Finals commentary, prior to Game 3

Ramona Shelburne of the LA Daily News: The plays are only noticeable in hindsight. On replays. In memory. And sometimes not even then. Little plays that could be pivotal if they don’t go the right way. Some call them “veteran plays.” Others use terms like “heady” and “mature” or “cerebral.” It sounds vague and arbitrary, but tell that to the team that doesn’t know how to make these kinds of plays. It’s even harder to explain how some players learn to make them and others don’t. Whether it’s instinct or experience, natural poise or acquired savvy. Only one thing is certain: Championship teams make them, everyone else watches them later in the film room. And right now, the Lakers are the team in these NBA Finals keeping the opposing video technician busy.

Jeff Briggs of the RCS Blog: Tonight, Game 6 of the Stanley Cup finals is on NBC at 8pm. A mere hour later, Game 3 of the NBA Finals airs on ABC. While there are clearly two separate sets of fans that follow the sports, the two leagues are still cannibalizing each other’s audience. Sports fans like to watch championship events. People shouldn’t be forced to choose between either the Stanley Cup or NBA finals. They should be able to watch both, hockey one day and basketball the next.

Brian Schmitz of the Orlando Sentinel: The Lakers haven’t allowed the Magic to be the Magic much at all in taking a 2-0 lead. They’ve had them on the run since this whole thing started, creating chaos. The Magic have been scrambling to find other ways to play, and with other players playing different positions, causing realignment of X’s as well as O’s. Hard to play the NBA Finals on the fly, but it’s reality. Coach Stan Van Gundy pulled out everything imaginable from his bag of tricks on Sunday, and somehow the Magic almost turned the Finals on its ear before losing in overtime.

George Diaz of the Orlando Sentinel: The Magic have scored just 171 points in consecutive losses. That 85.5 average has something to do with the Lakers’ defense, obviously. But it also has much to do with the inability of the Magic to get into any groove when the ball is bouncing in their hands. We’ll get to the point: Jameer Nelson coming back after a four-month layoff has mucked things up for the Magic in the NBA Finals. This is the dark side of the silver lining Magic fans saw in Nelson’s return after that prolonged absence because of his shoulder injury. Nelson’s unexpected availability has messed with the Magic mojo.

With a little help from their friends, Lakers win Game 2 in OT

The Lakers survived a tough test, but beat the Magic, 101-96, in overtime.

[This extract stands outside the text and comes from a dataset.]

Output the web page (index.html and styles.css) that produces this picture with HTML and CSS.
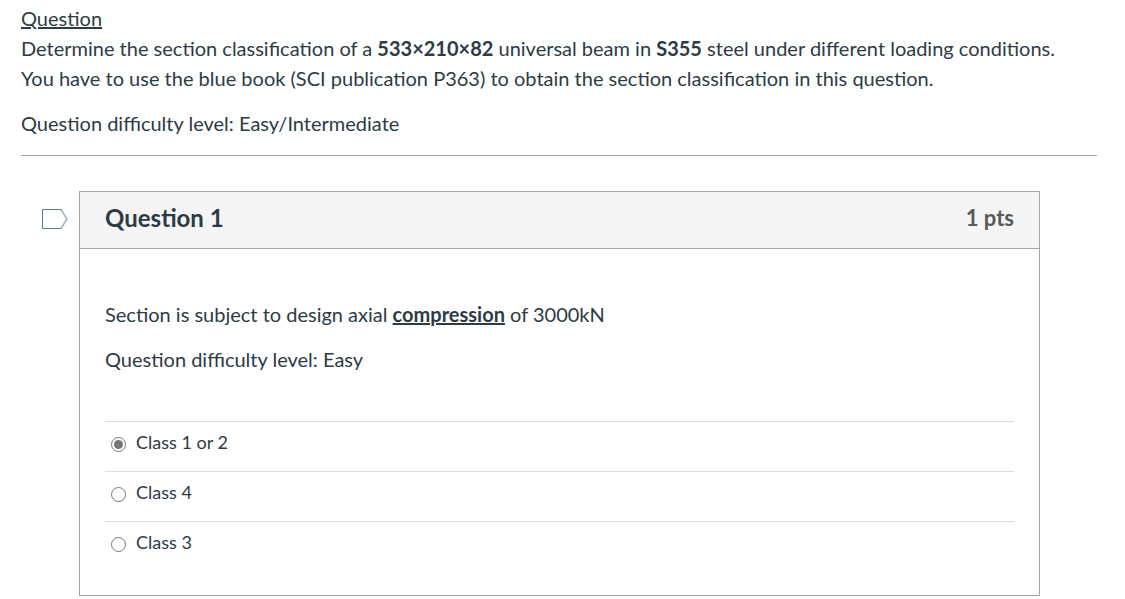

The officiating was pretty awful in this game, especially in the first quarter and down the stretch. There was a series of calls late in the game that were all questionable and all went in the Lakers’ favor. Mickael Pietrus was called for a bogus foul on a Kobe Bryant drive, Hedo Turkoglu was called for a cheap offensive foul which wiped away a nice little jumper, and Lamar Odom drilled Courtney Lee on his driving layup attempt with less than ten seconds to play in regulation, and no foul was called. Orlando’s last best chance to win was Lee’s alley-oop attempt with 0.6 seconds to play, but the lob pass was a little too deep and he was unable to convert the shot.

The Lakers executed well in overtime, and Odom uncharacteristically made two clutch free throws to put the Lakers up by five with 0:22 to play. J.J. Redick and Rashard Lewis had a couple of tough, contested three point attempts to cut into the lead, but time expired with a pair of misses.

I can’t help but leave this game thinking that if not for the help from the officials, the Lakers would have lost this game in regulation. I guess that’s just home court advantage, but it really seemed like the refs took over the game down the stretch instead of letting the players battle it out.

Kobe had 29 points, eight assists, four rebounds and seven turnovers. Pau Gasol added 24 points and 10 boards, and Odom once again had a good game off the bench, posting 19 points and eight boards. If he keeps playing like this, the Lakers will have to re-sign him this offseason.

Orlando got great play from Lewis (34 points) and Turkoglu (22 points), and while Dwight Howard had 17 points, 16 rebounds, four assists, four blocks and four steals, he also had seven turnovers, which is waaaaaaay too many for a big man. He spent a lot of time complaining to the refs when he lost the ball instead of getting back on defense.

The problem for the Magic is that they aren’t getting much production from their supporting cast. The rest of the Magic went 8 for 31 from the field, lowlighted by Rafer Alston’s 1 for 8 performance. He seems bothered by Jameer Nelson’s presence, but the Magic need a fourth and fifth guy to make some shots.

The Lakers are doing a good job of rotating and keeping the Magic from getting easy baskets, but Orlando had a ton of open shots in the first half and just couldn’t convert.